Bug it was a seafood place on the cape, we sat next to a young family with two kids about 6 and 8. The oldest started throwing up right after I ordered clams(w/stomachs), lost all desires to eat after that. The 2nd kid got sick watching the 1st barf.
randal...yeah they did, but I was able to find it on another channel (NESN, I think), so I saw the whole deal...Jonboy needed only three pitches to send ARod to the bench, ending the 8th....then followed by setting down three in the ninth, two via K's. Not a bad night's work for Pap.
Looking forward to tonight. ESPN is broadcasting ( I think it was FOX last night...stupid decision, to cut away at that point). GO SOX !
Randal, never saw the end, f*king fox went to nascar, and nesn had hockey. Fox crew drive me nuts, why show yanks manager every 2 mins, oh-yea, he used to work at fox, he's be back in a season or two. Yanks let the best in the business go. Hank's the man,,,,,,Sox Nation,,,,,,,,
Humans amuse me with their fixation with sport. There is no greater pleasure in life than ripping the vital organs from one's prey. Accept no substitutes.

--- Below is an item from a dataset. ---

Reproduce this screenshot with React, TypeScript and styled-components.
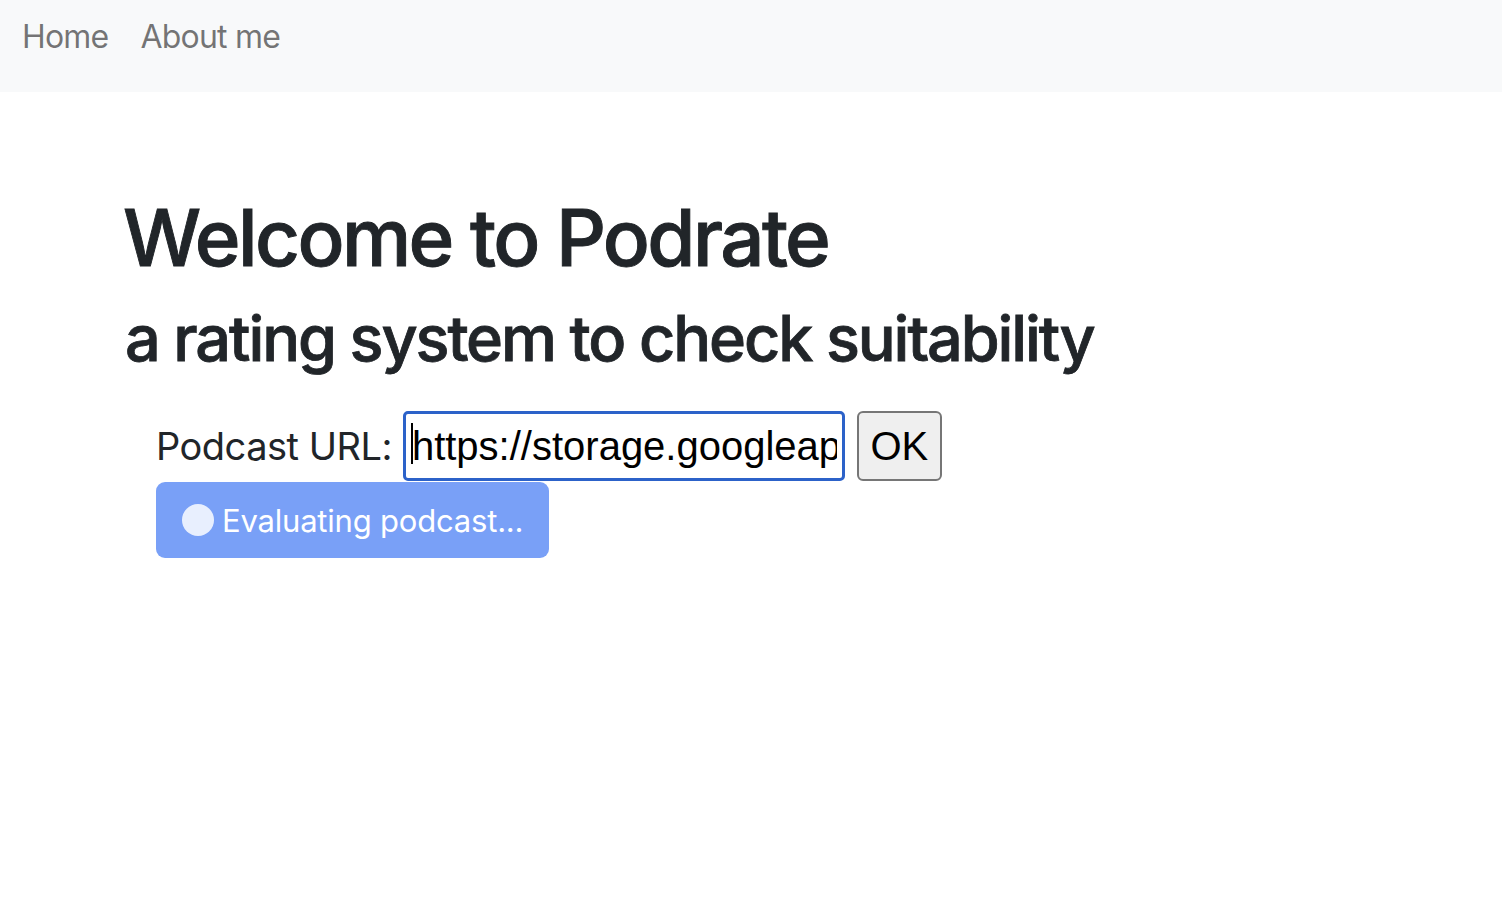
import React from "react";
import styled, { createGlobalStyle } from "styled-components";

const Global = createGlobalStyle`
  html, body { margin: 0; padding: 0; background: #ffffff; }
  body { font-family: Inter, "Noto Sans", sans-serif; color: #212529; }
  * { box-sizing: border-box; }
`;

const Navbar = styled.nav`
  height: 92px;
  background: #f8f9fa;
  display: flex;
  align-items: flex-start;
  padding: 13px 0 0 6px;
`;

const NavLink = styled.a`
  font-size: 32px;
  line-height: 48px;
  color: rgba(0, 0, 0, 0.55);
  text-decoration: none;
  padding: 0 16px;
  letter-spacing: -0.8px;
`;

const Main = styled.main`
  padding: 98px 0 0 125px;
`;

const Title = styled.h1`
  margin: 0 0 14px -2px;
  font-size: 78px;
  line-height: 96px;
  font-weight: 500;
  letter-spacing: -2.6px;
  -webkit-text-stroke: 0.9px #212529;
`;

const Subtitle = styled.h2`
  margin: 0 0 34px;
  font-size: 63px;
  line-height: 77px;
  font-weight: 500;
  letter-spacing: -2.1px;
  -webkit-text-stroke: 0.8px #212529;
`;

const Form = styled.form`
  padding-left: 31px;
  display: flex;
  flex-direction: column;
  align-items: flex-start;
  gap: 1px;
`;

const Row = styled.div`
  display: flex;
  align-items: center;
  height: 70px;
`;

const Label = styled.label`
  font-size: 38px;
  color: #212529;
  margin-right: 11px;
  letter-spacing: -0.5px;
`;

const InputWrap = styled.span`
  position: relative;
  display: inline-flex;
  &::before {
    content: "";
    position: absolute;
    left: 8px;
    top: 12px;
    width: 2px;
    height: 41px;
    background: #000;
  }
`;

const UrlInput = styled.input`
  width: 442px;
  height: 70px;
  border: 3px solid #2c62c9;
  border-radius: 5px;
  padding: 0 5px 0 6px;
  font-family: "Liberation Sans", Arial, sans-serif;
  font-size: 40px;
  color: #000;
  background: #fff;
  outline: none;
`;

const OkButton = styled.button`
  margin-left: 12px;
  height: 70px;
  width: 85px;
  padding: 0;
  border: 2px solid #767676;
  border-radius: 6px;
  background: #efefef;
  font-family: "Liberation Sans", Arial, sans-serif;
  font-size: 40px;
  color: #000;
`;

const LoadingButton = styled.button`
  display: inline-flex;
  align-items: center;
  gap: 8px;
  height: 76px;
  padding: 0 26px 0 26px;
  border: none;
  border-radius: 9px;
  background: #79a0f7;
  color: #ffffff;
  font-family: Inter, "Noto Sans", sans-serif;
  font-size: 31px;
  letter-spacing: -0.2px;
`;

const Spinner = styled.span`
  display: inline-block;
  width: 32px;
  height: 32px;
  border-radius: 50%;
  background: #e8effe;
`;

export default function App() {
  return (
    <>
      <Global />
      <Navbar>
        <NavLink href="#">Home</NavLink>
        <NavLink href="#">About me</NavLink>
      </Navbar>
      <Main>
        <Title>Welcome to Podrate</Title>
        <Subtitle>a rating system to check suitability</Subtitle>
        <Form onSubmit={(e) => e.preventDefault()}>
          <Row>
            <Label htmlFor="url">Podcast URL:</Label>
            <InputWrap>
              <UrlInput id="url" type="text" defaultValue="https://storage.googleapis.com/podcast.mp3" />
            </InputWrap>
            <OkButton type="submit">OK</OkButton>
          </Row>
          <LoadingButton type="button" disabled>
            <Spinner />
            Evaluating podcast...
          </LoadingButton>
        </Form>
      </Main>
    </>
  );
}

You are a marvellous beast, oh honey badger. If only I could be as ruthless as you. But rest assured, if my offspring are threatened, I too will be merciless in their defense. I take no joy from hearing the bones of my enemy splinter and snap under my weight, but splinter and snap they must.
You are a mighty beast, oh elephant seal. Together, we could wage hellish war on the human idiots. They sit with popcorn and hot dogs watching their stupid games. They are vulnerable at all times. They gaze at their heroes, and we must be ready to strike. Eat their testicles.
If you choose rendering a recently deceased carcass as your "hobby," might I suggest you inject some meaning into the slaughter. Follow the ways of the ancient soothsayers, and divine the future from the steaming entrails. Humbly Yours, Lord Stutz
Somewhere in this world humans are food, seal blubber is food, easy kill for a 45/70 at 50 yds. Owls like to eat skunks, Fishers like porkypines, and Backbone would eat anything.
DANG...return to Glumbrtland after a few days in the great wide open and I'm suddenly feeling trapped in some weird classic tv episode: a cross between wild kingdom and twilight zone.....where am I.......????
Talking(writing) animals have come out of the woodwork, the badger is just that, a Badger, the seal lays around and gets fat,,,,,,,,hunting season is coming.
My fat is necessary to keep me warm in cold climes. I do not criticise humans for the way they look. It is only their black hearts I take issue with. Why would you hunt my defenseless offspring with your clubs and rifles? They do you no harm.
Hunt me at your peril, oh wicked bloodthirsty human. My wickedness and bloodthirstiness is more than a match for yours. Your intestines will be ripped from your body, your limbs torn to pieces, if you harm my friend the seal.
idruid -
Do you think the animals are the reincarnation of the Fuhrer? Is he talking to us from beyond the grave? If so, this could be an interesting development.
An attorney was sitting in his office late one night, when the Devil appeared before him.
The Devil told the lawyer, "I have a proposition for you. You can win every case you try, for the rest of your life. Your clients will adore you, your colleagues will stand in awe of you, and you will make embarrassing sums of money. All I want in exchange is your wife's soul, your children's souls to rot in Hell forever."
The lawyer thought about this for a moment, then asked, "So, what's the catch?"